_Task statement:_
For each line in the data below that holds "size", return a copy.

_Information supplied:_
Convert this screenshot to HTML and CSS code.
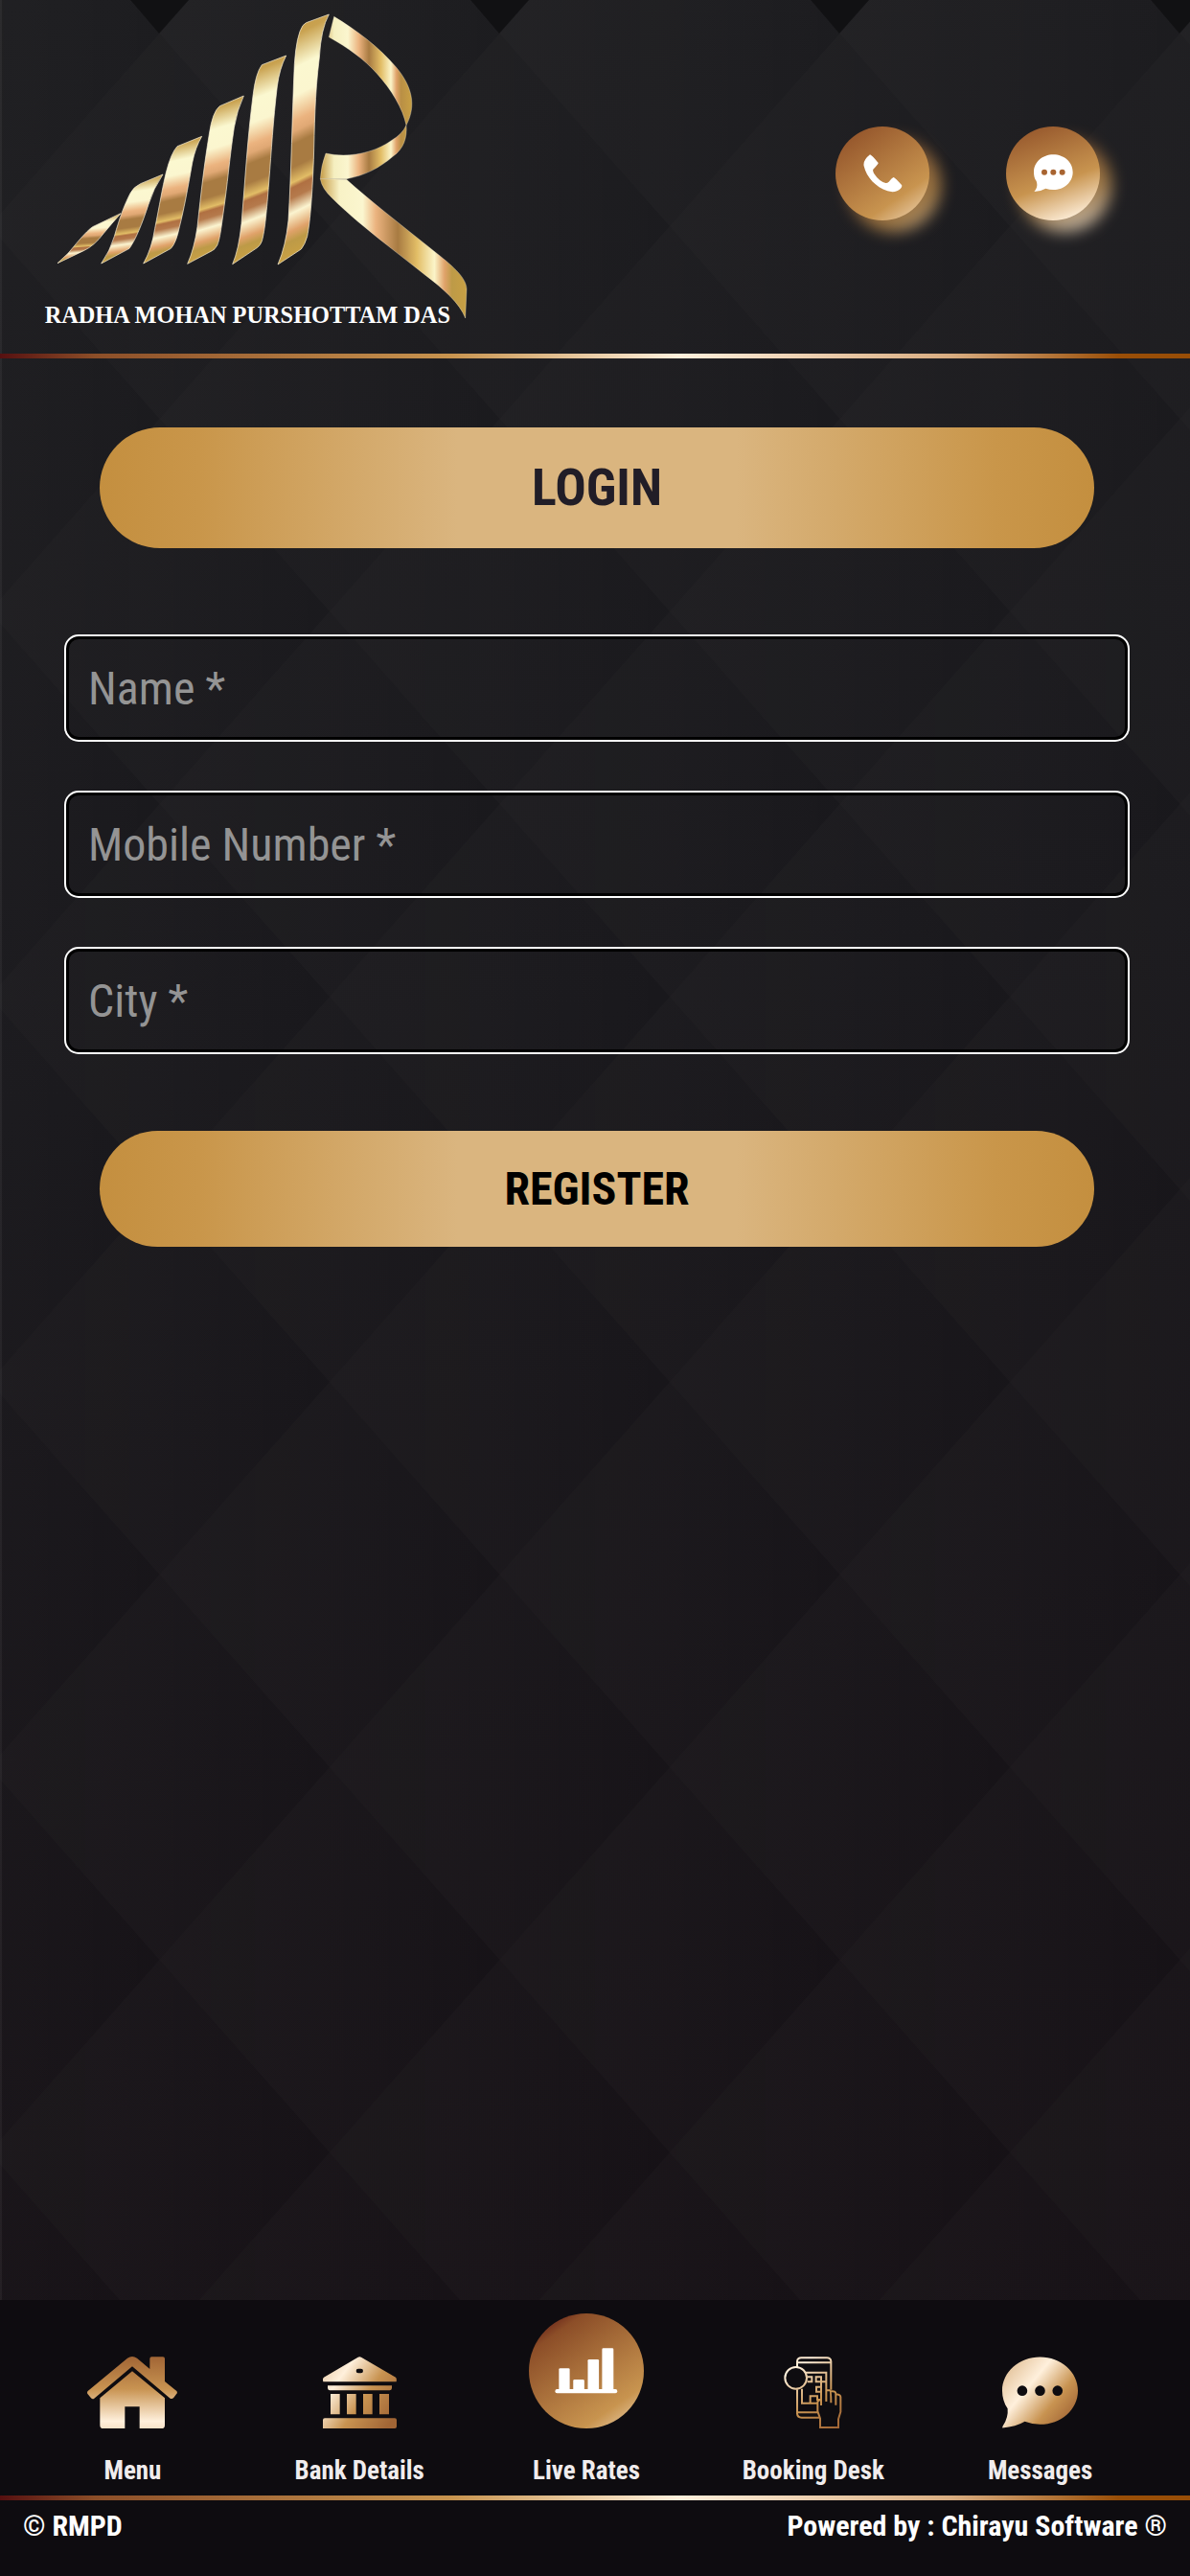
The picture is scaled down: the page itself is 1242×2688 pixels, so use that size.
FILE: index.html
```
<!DOCTYPE html>
<html lang="en">
<head>
    <meta charset="UTF-8">
    <meta name="viewport" content="width=device-width, initial-scale=1.0">
    <title>Radha Mohan Purshottam Das</title>
    <link rel="stylesheet" href="styles.css">
</head>
<body>
    <header class="header">
        <svg class="logo" viewBox="0 0 1560 1083" role="img" aria-label="Radha Mohan Purshottam Das">
            <defs>
                <linearGradient id="bar" x1="0.45" y1="0" x2="0.55" y2="1">
                    <stop offset="0" stop-color="#c49a45"/>
                    <stop offset="0.07" stop-color="#c9a250"/>
                    <stop offset="0.2" stop-color="#fbf8d0"/>
                    <stop offset="0.31" stop-color="#fbf6cf"/>
                    <stop offset="0.41" stop-color="#ebb37f"/>
                    <stop offset="0.45" stop-color="#e0a874"/>
                    <stop offset="0.5" stop-color="#a87b42"/>
                    <stop offset="0.59" stop-color="#a87b42"/>
                    <stop offset="0.65" stop-color="#e2bd66"/>
                    <stop offset="0.67" stop-color="#b07042"/>
                    <stop offset="0.71" stop-color="#b57a4c"/>
                    <stop offset="0.77" stop-color="#fbf4d0"/>
                    <stop offset="0.84" stop-color="#e0a26a"/>
                    <stop offset="0.88" stop-color="#bd9a47"/>
                    <stop offset="0.94" stop-color="#c8a044"/>
                    <stop offset="1" stop-color="#98683a"/>
                </linearGradient>
                <linearGradient id="loop" gradientUnits="userSpaceOnUse" x1="1003" y1="0" x2="1290" y2="0">
                    <stop offset="0" stop-color="#c49a45"/>
                    <stop offset="0.15" stop-color="#f5efc0"/>
                    <stop offset="0.3" stop-color="#fbf6cf"/>
                    <stop offset="0.42" stop-color="#ebb37f"/>
                    <stop offset="0.53" stop-color="#a87b42"/>
                    <stop offset="0.66" stop-color="#e2bd66"/>
                    <stop offset="0.77" stop-color="#fbf4c8"/>
                    <stop offset="0.83" stop-color="#e0a26a"/>
                    <stop offset="0.88" stop-color="#b98f45"/>
                    <stop offset="1" stop-color="#c8a044"/>
                </linearGradient>
                <linearGradient id="leg" gradientUnits="userSpaceOnUse" x1="1003" y1="0" x2="1461" y2="0">
                    <stop offset="0" stop-color="#c49a45"/>
                    <stop offset="0.13" stop-color="#f8f2c6"/>
                    <stop offset="0.29" stop-color="#fbf6cf"/>
                    <stop offset="0.38" stop-color="#ebb37f"/>
                    <stop offset="0.53" stop-color="#a87b42"/>
                    <stop offset="0.66" stop-color="#e2bd66"/>
                    <stop offset="0.78" stop-color="#fbf4c8"/>
                    <stop offset="0.85" stop-color="#e0a26a"/>
                    <stop offset="0.9" stop-color="#bd9a47"/>
                    <stop offset="1" stop-color="#c8a044"/>
                </linearGradient>
            </defs>
            <g fill="url(#bar)" stroke="#fff6dc" stroke-width="2">
                <path d="M378 668Q350 700 325 730Q295 770 262 785L180 824Q215 795 245 755Q275 720 290 710Z"/>
                <path d="M510 546Q480 590 465 640C445 700 425 750 405 778L317 825Q345 785 358 740C375 680 390 640 408 605Q418 585 440 575Z"/>
                <path d="M632 427Q612 460 602 510C588 590 575 660 562 710Q552 760 535 778L449 825Q475 780 485 715C500 640 508 590 520 540Q535 480 555 458Z"/>
                <path d="M763 300Q742 345 733 400C718 500 712 580 700 660C692 720 688 750 680 768Q672 782 664 785L587 826Q608 780 618 710C630 600 640 510 655 420Q665 350 688 332Z"/>
                <path d="M896 174Q875 215 868 270C855 380 850 470 842 570C835 660 830 720 820 755Q815 768 806 775L728 827Q748 780 756 700C768 560 775 430 792 300Q800 230 820 203Z"/>
                <path d="M1030 45Q1005 90 1000 180C985 300 985 400 982 500C978 600 972 690 962 740Q955 765 943 780L870 828Q895 770 903 690C912 550 915 350 922 200Q928 110 948 80Q955 70 975 65Z"/>
            </g>
            <g stroke="#fff6dc" stroke-width="1">
                <path fill="url(#loop)" d="M1046 52C1110 90 1190 150 1240 210C1290 270 1305 330 1272 392C1262 340 1225 280 1180 230C1140 185 1090 150 1030 116Z"/>
                <path fill="url(#loop)" d="M1272 392C1275 430 1265 465 1230 490C1190 525 1140 550 1085 560L1003 560Q1005 520 1020 480C1090 495 1170 480 1225 440Q1260 420 1272 392Z"/>
                <path fill="url(#leg)" d="M1003 560L1085 562C1160 630 1270 715 1370 795C1420 835 1460 870 1461 905L1457 996C1440 950 1390 905 1330 860C1230 780 1120 700 1040 620Q1008 590 1003 560Z"/>
            </g>
            <text class="logo-text" x="140" y="1011">RADHA MOHAN PURSHOTTAM DAS</text>
        </svg>
        <div class="contact">
            <a class="round call" href="#call" aria-label="Call">
                <svg width="41" height="40" viewBox="241 182 123 120">
                    <path fill="#fff" d="M262 183Q267 184 288 209Q288 213 272 229Q270 234 274 241Q290 266 311 272Q316 273 321 268Q332 255 336 254Q341 256 361 278Q364 282 358 289C348 299 334 302 317 297C280 285 251 254 243 219Q239 201 262 183Z"/>
                </svg>
            </a>
            <a class="round chat" href="#chat" aria-label="Chat">
                <svg width="41" height="40" viewBox="778 180 123 120">
                    <path fill="#fff" d="M779 297C789 286 790 276 786 264C780 256 778 246 778 236C778 205 805 181 839 181S900 205 900 236S873 291 839 291Q827 291 815 287Q798 297 779 297Z"/>
                    <g fill="#a86431"><circle cx="811" cy="236" r="9"/><circle cx="839" cy="236" r="9"/><circle cx="867" cy="236" r="9"/></g>
                </svg>
            </a>
        </div>
    </header>
    <div class="divider"></div>

    <main class="content">
        <h1 class="title">LOGIN</h1>
        <form class="login-form">
            <input type="text" name="name" placeholder="Name *" aria-label="Name">
            <input type="tel" name="mobile" placeholder="Mobile Number *" aria-label="Mobile Number">
            <input type="text" name="city" placeholder="City *" aria-label="City">
            <button type="submit" class="register">REGISTER</button>
        </form>
    </main>

    <div class="bottom">
        <nav class="nav">
            <a href="#menu">
                <svg width="94" height="75" viewBox="273 239 282 225">
                    <defs>
                        <linearGradient id="home" x1="0" y1="0" x2="0" y2="1">
                            <stop offset="0" stop-color="#a16535"/>
                            <stop offset="0.45" stop-color="#c89351"/>
                            <stop offset="0.9" stop-color="#fff0dc"/>
                            <stop offset="1" stop-color="#f8e2c8"/>
                        </linearGradient>
                    </defs>
                    <path fill="url(#home)" d="M275 347L399 244Q414 234 429 244L469 278V246Q469 240 475 240H510Q516 240 516 246V317L553 347Q557 352 552 357L543 369Q538 373 533 370L414 270L295 370Q290 374 285 369L275 357Q271 352 275 347ZM414 285L516 369V454Q516 464 506 464H437V396H391V464H323Q313 464 313 454V369Z"/>
                </svg>
                <span>Menu</span>
            </a>
            <a href="#bank">
                <svg width="77" height="75" viewBox="1008 239 231 225">
                    <defs>
                        <linearGradient id="bank" x1="0" y1="0.1" x2="1" y2="0.8">
                            <stop offset="0" stop-color="#e8cba7"/>
                            <stop offset="0.25" stop-color="#fff0dc"/>
                            <stop offset="0.6" stop-color="#c89351"/>
                            <stop offset="1" stop-color="#a16535"/>
                        </linearGradient>
                    </defs>
                    <path fill="url(#bank)" fill-rule="evenodd" d="M1118 241Q1123 238 1128 241L1236 304Q1240 308 1238 318H1009Q1006 308 1011 304ZM1119 277Q1112 277 1112 284T1119 291H1127Q1134 291 1134 284T1127 277ZM1023 330H1224V338Q1223 345 1217 345H1030Q1024 345 1023 338ZM1032 356H1061V420H1032ZM1083 356H1112V420H1083ZM1134 356H1163V420H1134ZM1185 356H1215V420H1185ZM1014 432H1233Q1239 432 1239 438V458Q1239 464 1233 464H1008V438Q1008 432 1014 432Z"/>
                </svg>
                <span>Bank Details</span>
            </a>
            <a href="#rates">
                <span class="rates">
                    <svg width="66" height="48" viewBox="353 209 197 145">
                        <g fill="#fff">
                            <rect x="353" y="339" width="196" height="13" rx="6"/>
                            <rect x="365" y="273" width="34" height="75" rx="4"/>
                            <rect x="410" y="309" width="35" height="40" rx="4"/>
                            <rect x="456" y="245" width="35" height="104" rx="4"/>
                            <rect x="501" y="210" width="36" height="139" rx="4"/>
                        </g>
                    </svg>
                </span>
                <span>Live Rates</span>
            </a>
            <a href="#booking">
                <svg width="61" height="75" viewBox="1074 239 183 225">
                    <defs>
                        <linearGradient id="desk" gradientUnits="userSpaceOnUse" x1="1090" y1="240" x2="1240" y2="464">
                            <stop offset="0" stop-color="#f3dcbf"/>
                            <stop offset="0.15" stop-color="#fff0dc"/>
                            <stop offset="0.6" stop-color="#c89351"/>
                            <stop offset="1" stop-color="#a16535"/>
                        </linearGradient>
                    </defs>
                    <g fill="none" stroke="url(#desk)" stroke-width="6">
                        <path d="M1116 272V254Q1117 243 1129 243H1209Q1221 243 1222 254V343M1117 258H1222M1116 342V418Q1117 430 1130 430H1185M1117 414H1180"/>
                        <circle cx="1112" cy="306" r="34"/>
                        <path d="M1143 289H1207V380M1131 340V385H1178M1149 303H1162V318H1148M1175 303H1191V318H1175ZM1191 318H1206M1191 334H1176V349H1191M1157 382V363H1179V374H1190M1191 318V392M1207 345H1218Q1222 346 1222 384M1222 348Q1237 346 1237 356V391M1238 357Q1252 358 1252 366V412L1245 435V461H1188V433L1180 410V382Q1181 374 1191 374"/>
                    </g>
                </svg>
                <span>Booking Desk</span>
            </a>
            <a href="#messages">
                <svg width="79" height="75" viewBox="732 239 238 225">
                    <defs>
                        <linearGradient id="msg" x1="0.05" y1="0.15" x2="0.95" y2="0.85">
                            <stop offset="0" stop-color="#e3c29a"/>
                            <stop offset="0.35" stop-color="#fff0dc"/>
                            <stop offset="0.7" stop-color="#c89351"/>
                            <stop offset="1" stop-color="#a16535"/>
                        </linearGradient>
                    </defs>
                    <path fill="url(#msg)" d="M733 463Q732 460 734 457Q752 430 749 402C738 386 732 366 732 346C732 287 785 240 851 240S970 287 970 346S917 452 851 452Q826 452 803 443Q775 460 733 463Z"/>
                    <g fill="#0e0c10"><circle cx="795" cy="346" r="16"/><circle cx="851" cy="346" r="16"/><circle cx="906" cy="346" r="16"/></g>
                </svg>
                <span>Messages</span>
            </a>
        </nav>
        <div class="divider"></div>
        <footer class="footer">
            <span>© RMPD</span>
            <span>Powered by : Chirayu Software ®</span>
        </footer>
    </div>
</body>
</html>
```
FILE: styles.css
```
* {
    box-sizing: border-box;
}
body {
    margin: 0;
    min-height: 100vh;
    display: flex;
    flex-direction: column;
    color: #fff;
    font-family: "Roboto Condensed", "Liberation Sans Narrow", Roboto, sans-serif;
    /* dark triangles on the top edge, diamond tiles, then the base colour */
    background:
        url("data:image/svg+xml,%3Csvg xmlns='http://www.w3.org/2000/svg' width='355' height='35'%3E%3Cpath fill='%23111113' d='M147 0H208L177 35Z'/%3E%3C/svg%3E") -11px 0 repeat-x,
        url("data:image/svg+xml,%3Csvg xmlns='http://www.w3.org/2000/svg' width='355' height='402'%3E%3Cdefs%3E%3ClinearGradient id='g'%3E%3Cstop stop-color='%23ffeedd' stop-opacity='.03'/%3E%3Cstop offset='1' stop-color='%23ffeedd' stop-opacity='0'/%3E%3C/linearGradient%3E%3Cpath id='d' fill='url(%23g)' d='M0 201L177.500 0L355 201L177.500 402Z'/%3E%3C/defs%3E%3Cuse href='%23d'/%3E%3Cuse href='%23d' x='-177.500' y='-201'/%3E%3Cuse href='%23d' x='177.500' y='-201'/%3E%3Cuse href='%23d' x='-177.500' y='201'/%3E%3Cuse href='%23d' x='177.500' y='201'/%3E%3C/svg%3E") -11px 35px repeat,
        linear-gradient(170deg, #1d1d20 0%, #19181c 40%, #150f14 100%);
    box-shadow: inset 2px 0 rgba(255,255,255,0.05);
}
.header {
    display: flex;
    justify-content: space-between;
    align-items: center;
    padding: 0 94px 8px 0;
}
.logo {
    width: 520px;
    height: 361px;
}
.logo-text {
    font-family: "Liberation Serif", serif;
    font-size: 73px;
    font-weight: bold;
    fill: #fff;
}
.contact {
    display: flex;
    gap: 80px;
}
.round {
    position: relative;
    display: flex;
    justify-content: center;
    align-items: center;
    width: 98px;
    height: 98px;
}
.round::before,
.round::after {
    content: "";
    position: absolute;
    inset: 0;
    z-index: -1;
    border-radius: 50%;
    background: linear-gradient(145deg, #94552b 10%, #c8944f 72%, #f3dcbf 100%);
}
/* glow in the colours of the button */
.round::before {
    top: 12px;
    left: 12px;
    width: 98px;
    height: 98px;
    filter: blur(8px);
    opacity: 0.75;
}
.chat::before,
.chat::after {
    background: linear-gradient(160deg, #94552b 5%, #c8944f 58%, #fff0dc 92%);
}
.divider {
    height: 5px;
    background: linear-gradient(90deg, #561010 0%, #8c4e28 8%, #c8944f 38%, #fff0dc 57%, #d8ac80 80%, #994e07 94%, #994e07 100%);
}
.content {
    padding: 72px 63px 80px 67px;
}
.title,
.register {
    display: block;
    margin: 0 37px;
    border: none;
    border-radius: 64px;
    font-family: inherit;
    font-weight: bold;
    text-align: center;
    background: linear-gradient(90deg, #c48f3f 0%, #c9964a 10%, #dab57f 36%, #dab57f 64%, #c9964a 90%, #c48f3f 100%);
}
.title {
    margin-bottom: 90px;
    font-size: 54px;
    line-height: 126px;
    color: #211d27;
}
.login-form {
    display: flex;
    flex-direction: column;
    gap: 51px;
}
.login-form input {
    width: 100%;
    height: 112px;
    padding: 0 23px;
    border: 2px solid #fff;
    border-radius: 15px;
    font-family: inherit;
    font-size: 48px;
    color: #fff;
    background: transparent;
    box-shadow: inset 0 0 0 3px #000;
}
.login-form input::placeholder {
    color: #949494;
    opacity: 1;
}
.register {
    height: 121px;
    margin-top: 29px;
    font-size: 48px;
    color: #000;
    cursor: pointer;
}
.bottom {
    margin-top: auto;
    background: #0e0c10;
}
.nav {
    display: grid;
    grid-template-columns: repeat(5, 1fr);
    padding: 14px 38px 10px 20px;
}
.nav a {
    display: flex;
    flex-direction: column;
    justify-content: flex-end;
    align-items: center;
    gap: 28px;
    font-size: 27px;
    line-height: 32px;
    font-weight: bold;
    color: #f0eced;
    text-decoration: none;
}
.rates {
    display: flex;
    justify-content: center;
    align-items: center;
    width: 120px;
    height: 120px;
    border-radius: 50%;
    background: linear-gradient(145deg, #5a1414 5%, #8c4e28 20%, #c8944f 78%, #f0d8b8 100%);
}
.footer {
    display: flex;
    justify-content: space-between;
    padding: 9px 24px 34px;
    font-size: 30px;
    line-height: 36px;
    font-weight: bold;
}
```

_Worked answer:_
The picture is scaled down: the page itself is 1242×2688 pixels, so use that size.
    font-size: 73px;
    font-size: 54px;
    font-size: 48px;
    font-size: 48px;
    font-size: 27px;
    font-size: 30px;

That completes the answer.